Sin recuerdos disponibles de su primera madre, Jhovanny tiene a Martina en un marco de amor imperturbable. De chico la gente lo conminaba inútilmente a que la llamara Mamá Martina, anda, ve con Mamá Martina, te anda buscando. Para él fue sólo Martina desde el principio. Entendió que la compartiría con otros. Hombres. Novios, parejas. Hijos no, mas que Jhovanny, huérfano de su media hermana Raquel a quien un pacto colectivo mandó al olvido. En desesperación amorosa por un capitán, no el padre de Jhovanny, Raquel se tiró al paso de tren. Su hijo de dos años, sin madre ni padre, quedó a cargo de Martina, entonces pasante de medicina en el Hospital Regional. Gracias a las monjas de la Resurrección y a las mensualidades que mandaba la mamá de Martina, empleada en México en una oficina de gobierno hasta que la mató un infarto, pudo tenerlo en kínder mientras terminaba la carrera y comenzaba la especialidad, que no concluyó. Se contrató en una clínica privada que atendía mujeres de bajo recursos, financiada por una fundación italiana. Jhovanny terminó primaria, secundaria, bachillerato. Al comenzar la invasión cursaba diseño gráfico en el campus local de la Universidad Autónoma del estado.
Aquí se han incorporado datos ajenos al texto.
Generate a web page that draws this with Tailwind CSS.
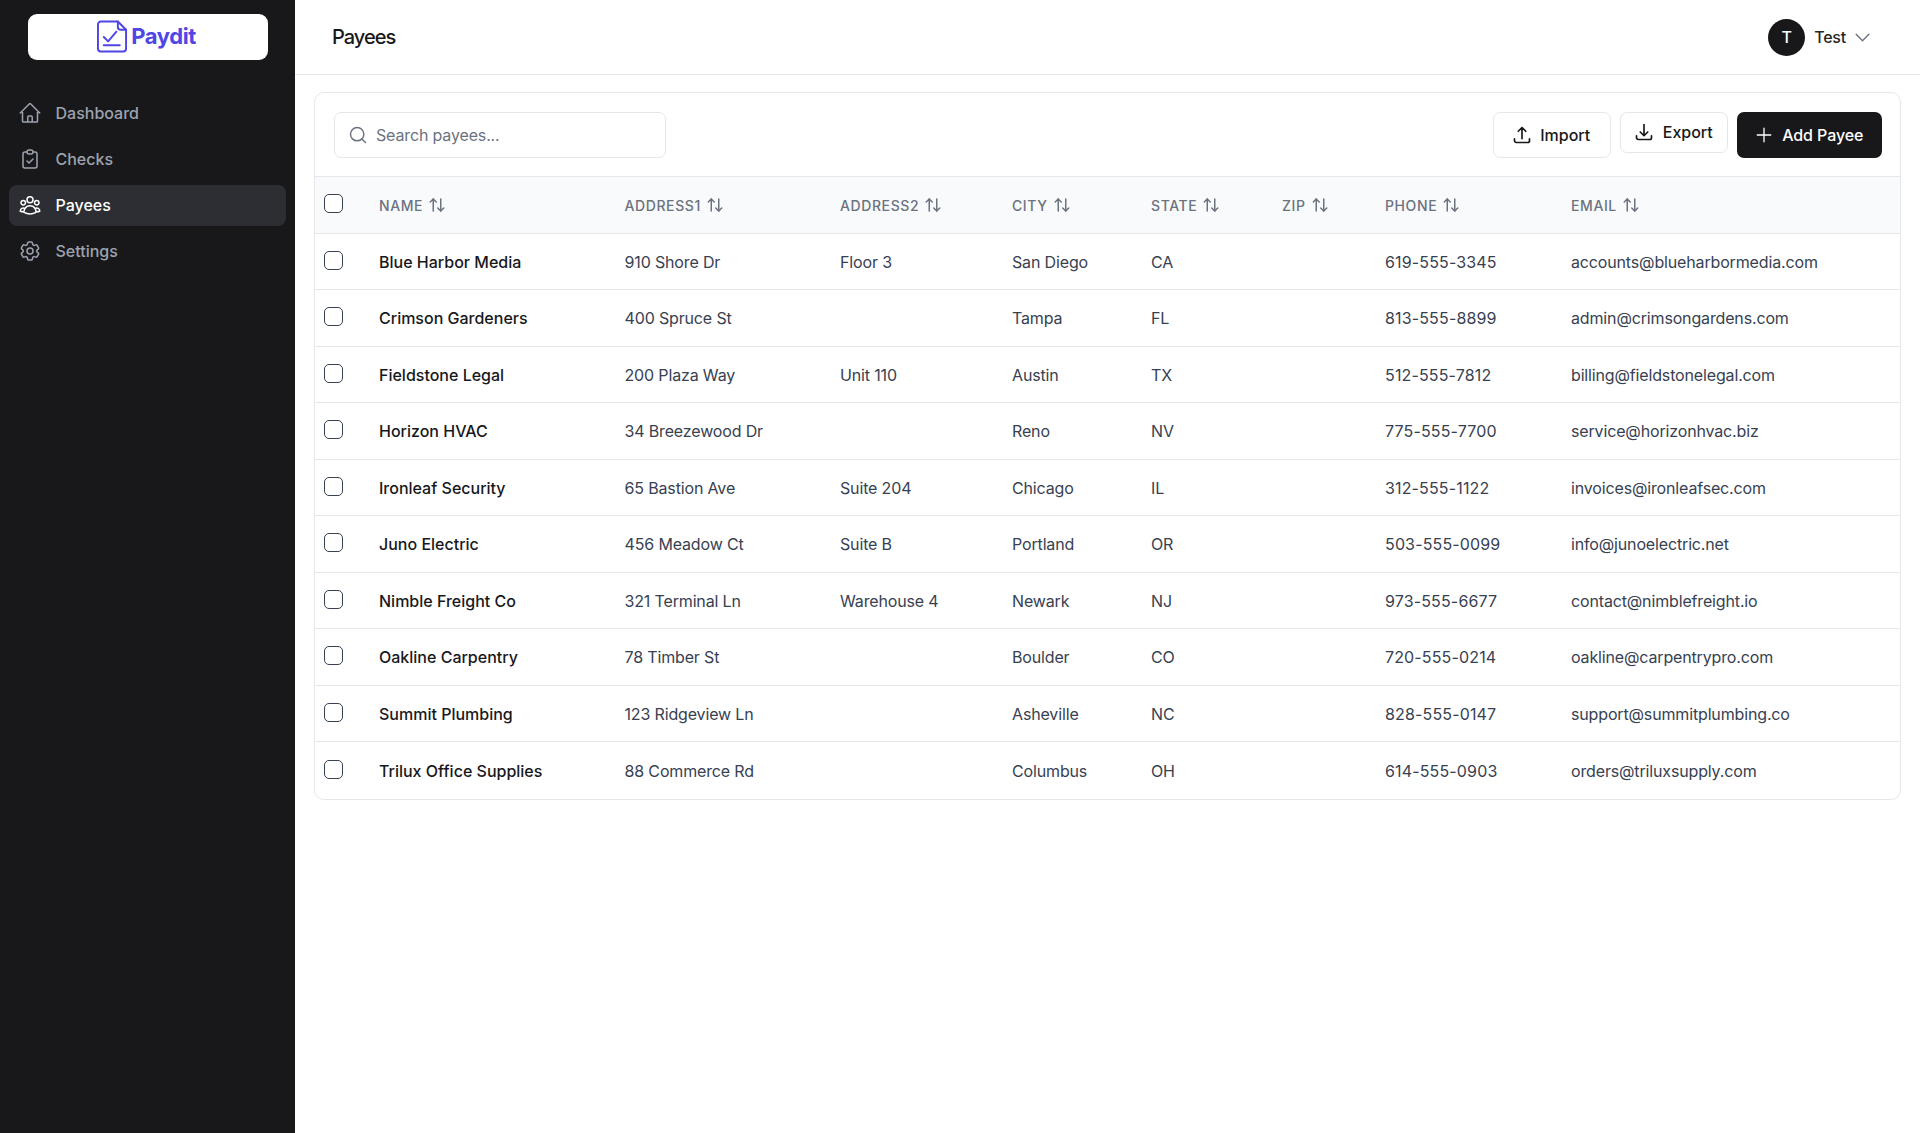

Después llegaron los federales y todo empeoró. Más balazos, más heridos y muertos en la calle, desaparecidas, secuestrados. A un doctor del Regional, jefe de Martina años atrás, Ellos lo reclutaron a fuerzas para sus nuevas necesidades traumatológicas y quirúrgicas. Nadie lo volvió a ver.

La población pasó de tener un enemigo a tener dos, y con ninguno contendía. Con qué. Una noche se armó un tiroteo frente a la clínica. Una enfermera platicaba con su novio en las escaleras de acceso, recibió un balazo en el muslo, se desangraba. Salieron del edificio a recogerla un camillero y Martina. Una ráfaga de repetición casi la partió por la mitad, aguantó quién sabe cómo hasta que vino la ambulancia. Los heroicos cirujanos del Regional le remendaron pulmón, intestino y hueso. Le salvaron la vida, pero quedó inmovilizada.

En medio del desorden y el espanto, la vida de Martina entró en convalecencia permanente. Se parapetó en su casa, la cama de latón convertida en residencia fija, adjunta a los aparatos necesarios. Jhovanny se las arregla para atenderla, a veces lo apoya alguna de las enfermeras amigas de ella. Él trabaja en el despacho de uno de sus profesores, gana lo suficiente para acompletar la pensión que recibe Martina de la organización católica que financia la clínica.

Jhovanny no puede llevársela, aunque quisiera. A dónde. De aquí son. La parentela está lejos o muerta. Como el núcleo familiar que son, los dos conversan constantemente, imaginan planes sin futuro. Cuando él regresa de trabajar le lee literatura y las noticias. Así les agarró gusto a las novelas, que antes nunca la interesaron. Existen muchas clases de amor. Una es ésta.